We were taken to a "factory" when we thought we were heading to lunch. This is typical of the tours-trying to force you to buy something. I believe the guide gets a kick back. We bought two Christmas ornaments (I do collect them in Singapore) so it wasn't a complete waste of time. Then at the "factory" we were seated in a cleaner, air conditioned place for lunch. A little boy rode his trike in and out staring at the westerners. He evidently lives there, hence the laundry outside the door. Food was interesting and tasty. I was always worried, though, about the quality. Next we went over alot of mountains and landed at the Ming tombs.



Here the first emperors of the Ming Dynasty are buried under a mountain. No one has dug him up. Our guide told us all kinds of things-the religion was feng shui, Some of the grave items were on display.
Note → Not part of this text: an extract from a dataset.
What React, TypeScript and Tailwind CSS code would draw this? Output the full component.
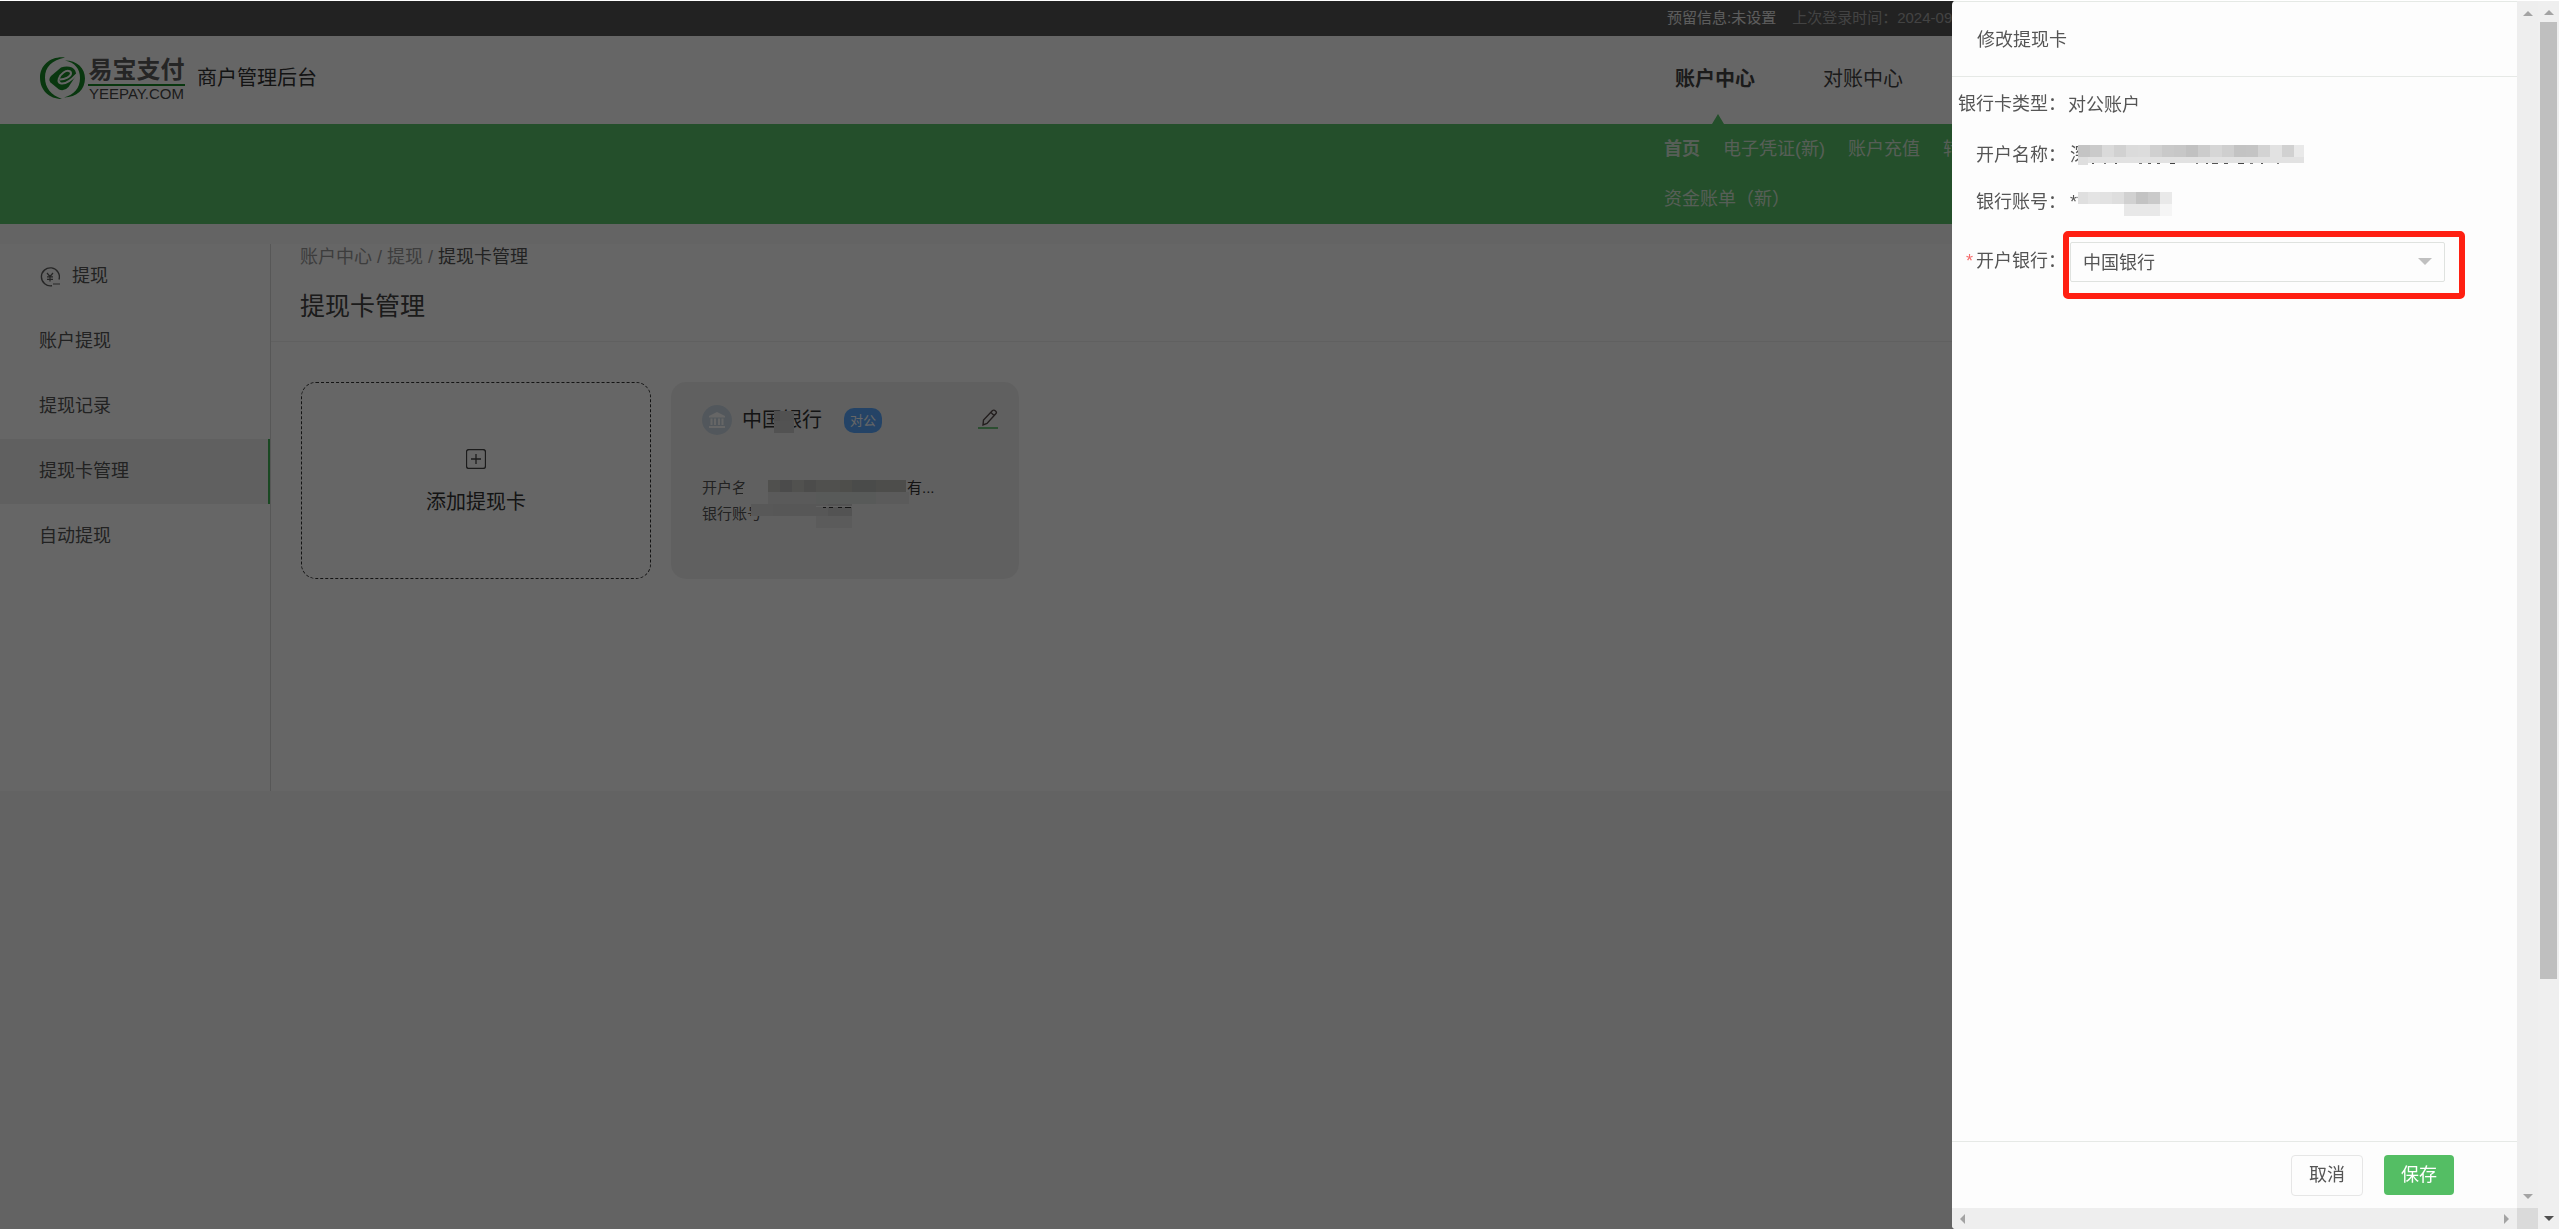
import { FC, ReactNode, useState } from "react";

type Cell = [x: number, y: number, w: number, h: number, fill: string];

const topNav = ["账户中心", "对账中心"];
const subNav = [["首页", "电子凭证(新)", "账户充值", "转"], ["资金账单（新）"]];
const sideNav = ["账户提现", "提现记录", "提现卡管理", "自动提现"];

const nameCells: Cell[] = [
  "#c4c4c4", "#cacaca", "#dadada", "#d1d1d1", "#dbdbdb", "#dcdcdc", "#d0d0d0", "#c9c9c9", "#c7c7c7", "#c1c1c1",
  "#cccccc", "#d6d6d6", "#cfcfcf", "#c3c3c3", "#c4c4c4", "#d3d3d3", "#e2e2e2", "#d1d1d1", "#e9e9e9",
].map((fill, i) => [i * 12, 0, 12, 12, fill]);

const nameShade: Cell[] = [
  [0, 12, 10, 8, "#dedede"], [10, 12, 216, 6, "#e2e2e2"],
  [14, 18, 2, 1, "#555"], [26, 18, 2, 1, "#777"], [37, 18, 2, 1, "#555"], [61, 18, 3, 1, "#777"],
  [70, 18, 3, 1, "#555"], [79, 18, 3, 1, "#555"], [92, 18, 5, 1, "#444"], [118, 18, 2, 1, "#777"],
  [128, 18, 2, 1, "#555"], [134, 18, 6, 1, "#555"], [146, 18, 4, 1, "#555"], [160, 18, 6, 1, "#444"],
  [172, 18, 3, 1, "#777"], [183, 18, 2, 1, "#555"], [199, 18, 2, 1, "#777"],
];

const accountCells: Cell[] = [
  ["#dfdfdf", 0], ["#e4e4e4", 10], ["#e2e2e2", 22], ["#dedede", 34], ["#d1d1d1", 46], ["#c3c3c3", 58], ["#cacaca", 70], ["#e9e9e9", 82],
].map(([fill, x]) => [x as number, 0, x === 0 ? 10 : 12, 12, fill as string]);

const accountShade: Cell[] = [
  [46, 12, 36, 12, "#e8e8e8"],
  [82, 12, 12, 12, "#f5f5f5"],
];

const cardCells: Cell[] = [
  [0, 6, 25, 18, "#f0f1f1"], [25, 0, 12, 12, "#c9c9c2"], [37, 0, 12, 12, "#bcbcbc"], [49, 0, 12, 12, "#cbcbc5"],
  [61, 0, 12, 12, "#bfbfbc"], [73, 0, 24, 12, "#c9c9c2"], [97, 0, 12, 12, "#c2c2bc"], [109, 0, 24, 12, "#babcba"],
  [133, 0, 30, 12, "#c0c0bc"], [25, 12, 48, 12, "#e2e2e2"], [73, 12, 60, 12, "#dde0de"], [133, 12, 33, 12, "#e3e3e3"],
  [8, 24, 22, 12, "#dcdcdc"], [30, 24, 60, 12, "#d9d9d9"], [85, 24, 24, 12, "#d0d0d0"], [73, 36, 36, 12, "#e4e4e4"],
  [73, 26, 36, 1, "#f2f2f2"], [80, 27, 3, 1, "#333"], [86, 27, 4, 1, "#333"], [95, 27, 4, 1, "#333"], [102, 27, 6, 1, "#333"],
];

const Mosaic: FC<{ cells: Cell[]; width: number; height: number; className: string }> = ({ cells, width, height, className }) => (
  <svg width={width} height={height} className={`absolute ${className}`} shapeRendering="crispEdges" aria-hidden>
    {cells.map(([x, y, w, h, fill], i) => (
      <rect key={i} x={x} y={y} width={w} height={h} fill={fill} />
    ))}
  </svg>
);

const Logo = () => (
  <div className="flex items-center gap-[3px]">
    <svg width="45" height="42" viewBox="0 0 45 42" aria-hidden>
      <path d="M25 0.5C11 -1 0 8 0 20.5C0 33 9 42 22 42C11 38 5 31 5 20.5C5 10 12 3 25 0.5Z" fill="#178a26" />
      <path d="M25 3.5C35 5.5 40 12 40 21C40 31 34 38 24 40.5C37 40.5 45 32 45 21.5C45 11 37 3.5 25 3.5Z" fill="#178a26" />
      <path d="M21 10.500Q27 8.500 32 10.500Q36.500 13 36 18.500L28.500 30Q24 35 19 32.500L10.500 25.500Q8 22.500 11 19Z" fill="#178a26" />
      <path d="M20 22.500C25 22.500 31 19.500 31 16.200C31 13.500 27 13 23.500 15.500C18.500 19 17 25 20.500 26.300C24.500 27.500 30 24.500 36.500 17.500" fill="none" stroke="#fff" strokeWidth="2" />
    </svg>
    <div className="flex w-[97px] flex-col">
      <span className="whitespace-nowrap text-center text-[24px] font-bold leading-[28px] text-[#5c5c5c]">易宝支付</span>
      <span className="h-[2px] bg-[#178a26]" />
      <span className="text-center text-[15px] leading-[15px] text-[#484848]">YEEPAY.COM</span>
    </div>
  </div>
);

const WithdrawIcon = () => (
  <svg width="20" height="20" viewBox="0 0 20 20" fill="none" stroke="#606060" strokeWidth="1.400" aria-hidden>
    <path d="M12 18.700A9 9 0 1 1 19 12.500" />
    <path d="M13 17H20M7 6L10 9.500L13 6M10 9.500V14.500M7 9.800H13M7 12.300H13" strokeWidth="1.200" />
  </svg>
);

const Triangle: FC<{ points: string; width: number; height: number; fill?: string }> = ({ points, width, height, fill = "#a3a3a3" }) => (
  <svg width={width} height={height} aria-hidden>
    <polygon points={points} fill={fill} />
  </svg>
);

const up = "5,0 10,5 0,5";
const down = "0,0 10,0 5,5";

const Page = () => (
  <div className="min-h-screen bg-[#f7f7f7]">
    <div className="h-px bg-white" />
    <div className="flex h-[35px] items-center justify-end bg-[#565656] text-[15px]">
      <div className="flex w-[892px] gap-4 whitespace-nowrap">
        <span className="text-[#e8e8e8]">预留信息:未设置</span>
        <span className="text-[#a8a8a8]">上次登录时间：2024-09</span>
      </div>
    </div>
    <header className="flex h-[88px] items-center justify-between bg-white pl-10">
      <div className="flex items-center gap-3 pb-1">
        <Logo />
        <span className="text-[20px] text-[#333]">商户管理后台</span>
      </div>
      <nav className="flex h-full w-[884px] gap-[68px] text-[20px] text-[#444]">
        {topNav.map((item, i) => (
          <a key={item} href="#" className="relative flex items-center pb-[2px]">
            <span className={i === 0 ? "font-bold" : ""}>{item}</span>
            {i === 0 && (
              <span className="absolute bottom-0 left-[37px] flex">
                <Triangle points="6,0 12,10 0,10" width={12} height={10} fill="#5ac56b" />
              </span>
            )}
          </a>
        ))}
      </nav>
    </header>
    <div className="flex h-[100px] justify-end bg-[#5ac56b]">
      <nav className="w-[895px] text-[18px] text-[#d8ecd9]">
        {subNav.map((row, i) => (
          <div key={i} className="flex h-[50px] items-center gap-[23px] whitespace-nowrap">
            {row.map((item) => (
              <a key={item} href="#" className={item === "首页" ? "font-bold" : ""}>
                {item}
              </a>
            ))}
          </div>
        ))}
      </nav>
    </div>
    <div className="h-5 bg-[#fbfbfb]" />
    <div className="flex min-h-[547px] bg-white">
      <aside className="w-[271px] shrink-0 border-r border-[#d9d9d9] text-[18px] text-[#555]">
        <div className="flex h-[65px] items-center gap-3 pl-10">
          <WithdrawIcon />
          <span>提现</span>
        </div>
        {sideNav.map((item) => (
          <a key={item} href="#" className={`flex h-[65px] items-center pl-[39px] ${item === "提现卡管理" ? "border-r-2 border-[#3fb455] bg-[#f0f0f0]" : ""}`}>
            {item}
          </a>
        ))}
      </aside>
      <main className="grow">
        <div className="flex h-[98px] flex-col gap-[18px] border-b border-[#f0f0f0] pl-[29px]">
          <div className="text-[18px] leading-[26px] text-[#999]">
            账户中心 / 提现 / <span className="text-[#555]">提现卡管理</span>
          </div>
          <h1 className="text-[25px] leading-[36px] text-[#444]">提现卡管理</h1>
        </div>
        <div className="flex gap-5 pl-[30px] pt-10">
          <button className="flex h-[197px] w-[350px] flex-col items-center justify-center gap-[18px] rounded-[15px] border border-dashed border-[#333] pt-1 text-[20px] text-[#333]">
            <svg width="20" height="20" viewBox="0 0 20 20" fill="none" stroke="#444" aria-hidden>
              <rect x="0.500" y="0.500" width="19" height="19" rx="2.500" strokeWidth="1.300" />
              <path d="M10 5V15M5 10H15" strokeWidth="1.300" />
            </svg>
            <span>添加提现卡</span>
          </button>
          <section className="h-[197px] w-[348px] rounded-[15px] bg-[#f1f1f1] pl-[31px] pr-[21px] pt-[23px] text-[#333]">
            <div className="flex items-center">
              <svg width="30" height="30" viewBox="0 0 30 30" aria-hidden>
                <circle cx="15" cy="15" r="15" fill="#cddae5" />
                <path d="M15 7L23 11V12.500H7V11ZM8.500 13.500H10.500V20H8.500ZM12 13.500H14V20H12ZM16 13.500H18V20H16ZM19.500 13.500H21.500V20H19.500ZM7 21H23V23H7Z" fill="#fff" />
              </svg>
              <span className="relative ml-[10px] text-[20px]">
                中国银行
                <Mosaic cells={[[0, 0, 6, 10, "#c3c3c3"], [6, 0, 14, 10, "#cbcbcb"], [0, 10, 20, 12, "#cccccc"]]} width={20} height={22} className="left-[32px] top-[6px]" />
              </span>
              <span className="ml-[22px] rounded-[10px] bg-[#5aa9ff] px-[6px] text-[13px] leading-[25px] text-white">对公</span>
              <button className="ml-auto pb-[2px]" aria-label="编辑">
                <svg width="20" height="20" viewBox="0 0 20 20" fill="none" aria-hidden>
                  <path d="M5 16L5.500 11L14.500 1.500Q16 0.500 17.500 2T18 4.500L9 14.500ZM13 3.500L16 6.500" stroke="#554a4a" strokeWidth="1.400" />
                  <path d="M0 19H20" stroke="#6fc47c" strokeWidth="2" />
                </svg>
              </button>
            </div>
            <div className="relative mt-10 text-[15px] leading-[26px] text-[#555]">
              <div className="flex gap-[160px]">
                <span>开户名</span>
                <span className="text-[#333]">有...</span>
              </div>
              <div>银行账号</div>
              <Mosaic cells={cardCells} width={166} height={48} className="left-[41px] top-[5px]" />
            </div>
          </section>
        </div>
      </main>
    </div>
  </div>
);

const Row: FC<{ label: string; className: string; children: ReactNode }> = ({ label, className, children }) => (
  <div className={`flex items-center gap-[2px] ${className}`}>
    <span className="w-[114px] shrink-0 whitespace-nowrap text-right">{label}</span>
    {children}
  </div>
);

const EditCardDrawer = () => {
  const [bank, setBank] = useState("中国银行");

  return (
    <div className="flex w-[586px] shrink-0 flex-col overflow-hidden rounded-l-[4px] bg-[#fdfdfd] text-[18px] text-[#555]">
      <div className="flex grow">
        <div className="flex grow flex-col border-t border-[#e5e9e5]">
          <h2 className="flex h-[75px] items-center border-b border-[#e6e9e6] pl-[25px] pt-[2px]">修改提现卡</h2>
          <div className="grow">
            <Row label="银行卡类型：" className="h-[54px]">
              <span className="pt-[2px]">对公账户</span>
            </Row>
            <Row label="开户名称：" className="h-12">
              <span className="relative pl-[2px]">
                深
                <Mosaic cells={[...nameCells, ...nameShade]} width={226} height={20} className="left-[10px] top-[3px]" />
              </span>
            </Row>
            <Row label="银行账号：" className="h-[47px]">
              <span className="relative pl-[2px]">
                **
                <Mosaic cells={[...accountCells, ...accountShade]} width={94} height={24} className="left-[10px] top-[3px]" />
              </span>
            </Row>
            <div className="mr-[52px] mt-[5px] flex">
              <label htmlFor="bank" className="-mr-[3px] w-[114px] shrink-0 whitespace-nowrap pt-[17px] text-right">
                <span className="mr-[3px] text-[18px] text-[#f56c6c]">*</span>开户银行：
              </label>
              <div className="grow rounded-[5px] border-[6px] border-[#ff2012] pb-[11px] pl-px pr-[14px] pt-[5px]">
                <div className="relative">
                  <select id="bank" value={bank} onChange={(e) => setBank(e.target.value)} className="h-10 w-full appearance-none rounded-[2px] border border-[#dfe2df] pl-3 pt-[2px]">
                    <option>中国银行</option>
                  </select>
                  <span className="pointer-events-none absolute right-[13px] top-4">
                    <Triangle points="0,0 14,0 7,7" width={14} height={7} fill="#c0c0c0" />
                  </span>
                </div>
              </div>
            </div>
          </div>
          <div className="flex h-[67px] items-center justify-end gap-[21px] border-t border-[#e6e9e6] pr-[63px]">
            <button className="h-[41px] w-[72px] rounded-[4px] border border-[#e6e6e6] pt-px">取消</button>
            <button className="h-10 w-[70px] rounded-[4px] bg-[#54be64] pt-px text-white">保存</button>
          </div>
        </div>
        <div className="flex w-[21px] flex-col items-center justify-between bg-[#eeeeee] pb-[9px] pt-[10px]">
          <Triangle points={up} width={10} height={5} />
          <Triangle points={down} width={10} height={5} />
        </div>
      </div>
      <div className="flex h-[21px] bg-[#eeeeee]">
        <div className="flex grow items-center justify-between px-2">
          <Triangle points="5,0 5,10 0,5" width={5} height={10} />
          <Triangle points="0,0 5,5 0,10" width={5} height={10} />
        </div>
        <div className="w-[21px] bg-[#dadada]" />
      </div>
    </div>
  );
};

export default function App() {
  return (
    <div className="font-['Liberation_Sans','Noto_Sans_CJK_SC',sans-serif]">
      <Page />
      <div className="fixed inset-x-0 bottom-0 top-px flex">
        <div className="absolute inset-0 bg-black/60" />
        <div className="relative flex grow justify-end">
          <EditCardDrawer />
          <div className="flex w-[21px] shrink-0 flex-col items-center bg-[#efefef] pb-2 pt-[9px]">
            <Triangle points={up} width={10} height={5} />
            <div className="mt-[7px] h-[79%] w-[17px] bg-[#bfbfbf]" />
            <span className="mt-auto">
              <Triangle points={down} width={10} height={5} fill="#505050" />
            </span>
          </div>
        </div>
      </div>
    </div>
  );
}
I should mention that the place was falling apart and needed painting. I should also mention that all heritage places belong to the people and so the people treat the place like home. They have picnics all over, sleep on the benches and walls, stare at westerners, and if a little one has to pee, well, anything is fair game. They smoke like chimneys and there is no where they don't smoke. They pay absolutely no attention to signs-they are too many for the police to bother with. And they will walk, lean, push on you and never say a word. They are happy to walk right over you. Having said that I was not surprised to see a big empty building. Every building we saw was empty because they told me that anything over 100 years old is up for sale. They have sold all their antiques, heirlooms, grave goods, or all the loot they could get a hold of to anyone willing to pay. So all they have are empty buildings-mostly restorations that the guide passed off as authentic. I had read ahead though so I knew that the tomb had been rebuilt in 1950 and the Forbidden Palace was rebuilt for tourists too. We drove back to town and were late, due to traffic. We had reservations at one of the best duck restaurants in town. We couldn't even shower-we literally ran from one taxi to another, ran into the restaurant in front of alot of irate people to get our back table. Then we discovered no one spoke English and we couldn't read the menu. The poor waitress kept coming around and we just looked at her. She got mad, disappeared, and came back with a man who could speak English. At last we ordered our food and got our duck. It was delicious.

That was the end of our first day in Beijing.